Ethical Hunting – The New Locavore Movement?

As the movements of sustainable eating, urban farming and locavore-ism thrive, we are seeing the pendulum swing to simpler ways of life like growing your own vegetables or raising your own backyard livestock — and hunting.  Hunting– really?

An episode of The Fabulous Beekman Boys followed their journey in the slaughtering and butchering their first pig on the farm.  It was emotional and it was peek into the, sometimes, tough reality of living on a farm, especially watching from afar from the comfort of the city.  I found myself emotional for them and wondered if it was practical for urban farmers to raise livestock in their backyards for food.  Josh sums it up by saying that every time he sees a $1 value menu hamburger, he’ll think about the true value of their pigs on the farm.  Elsewhere, the most recent issue of Sweet Paul, they feature a Pheasant supper that was styled by a fourth-generation pheasant hunter, Craig Lieckfelt and photographed by Christina Holmes, who grew up on a Michigan farm. The story touched on their lives growing up in Michigan defined by hunting, foraging for mushrooms, cultivating ingredients from the garden and picking roadside asparagus.  And it made me wonder if hunting is the latest component to urban farming.  I certainly don’t think it will be for everyone, but it truly amazes me how trends in urban farming are recycled versions of the old days.  Is urban farming merely a reversal of time and a desire for simpler things?

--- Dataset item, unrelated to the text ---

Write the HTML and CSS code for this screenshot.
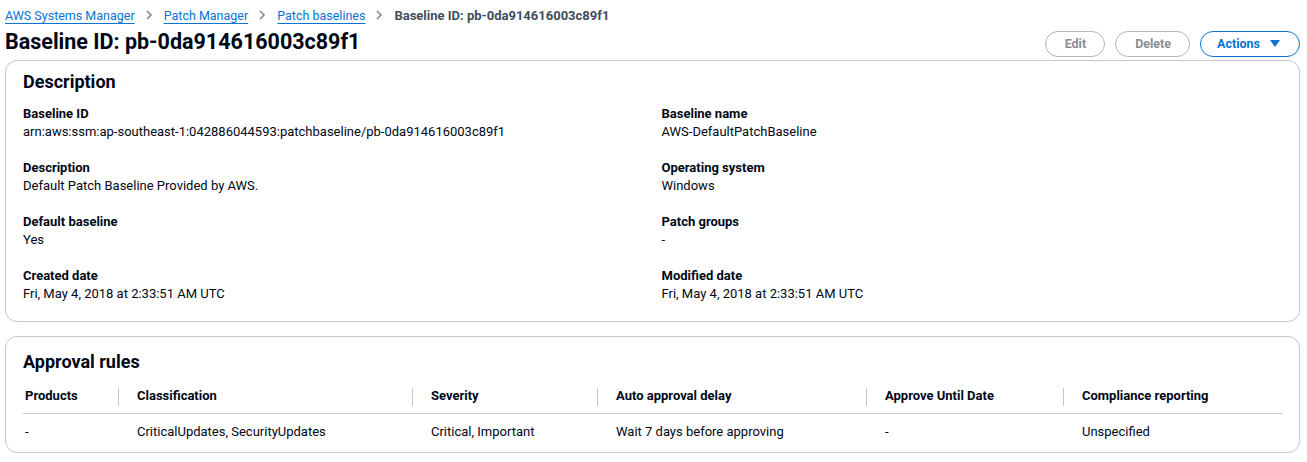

Yesterday, I listened to a piece on Boston NPR station, WBUR’s On Point with Tom Ashbrook. The subject was about a new generation of hunters who follow a philosophy of “kill what you eat” or “green hunting”, whereby when you kill an animal, you intend to use the entire animal and kill for the sole purpose of food hunting. Tom’s guests were:

Lily Raff McCaulou, author of the new book Call of the Mild: Learning to Hunt My Own Dinner. You can find an excerpt here. You can find her New York Times op-ed on hunting and the National Rifle Association here.

Steven Rinella, a lifelong hunter, he’s the author of the new book Meat Eater: Adventures from the Life of an American Hunter. You can read an excerpt of his book here.

Stuart Pimm, professor of conservation ecology at Duke University. He testified before Congress in June, talking about consevation and environmental stewardship.

Call of the Mild by Lily Raff McCaulou

Meat Eater: Adventures From the Life of an American Hunter by Steven Rinella

Some are calling this a form of hunting, ethical hunting.  It is such a fascinating topic because there are so many areas of black, white and a ton of grey.  I have many vegan friends who would never consider killing an animal for food, sport or otherwise – – pretty black and white. I have never prescribed to veganism and so hunting falls into one of those ethically squishy areas for me.  I believe, in many cases, that without hunting (by people or natural predators) there are many implications from overpopulation of a species that can cause a domino effect –that’s for another topic entirely. However, for me, I can now definitely see how hunting could fall into a new form of locavore eating.  And found the guests on this program, informative, insightful and extremely respectful and reverent of the animals they hunt. Is the view on hunting among animal rights activists immature?  Is it misinformed or perhaps mislead?

Listening to this piece also gave me new perspective on hunting as a whole.  I have never hunted and for most of my life have been personally opposed to hunting, while also remaining completely accepting of others who choose to participate.  I believe I’m like most urbanites who have been so far removed from the hunting, slaughtering and butchering process, it has become a foreign concept that we don’t ever even think about. I am just finally getting comfortable with pulling the bag of guts from the cavity of the chicken I just bought from Whole Foods.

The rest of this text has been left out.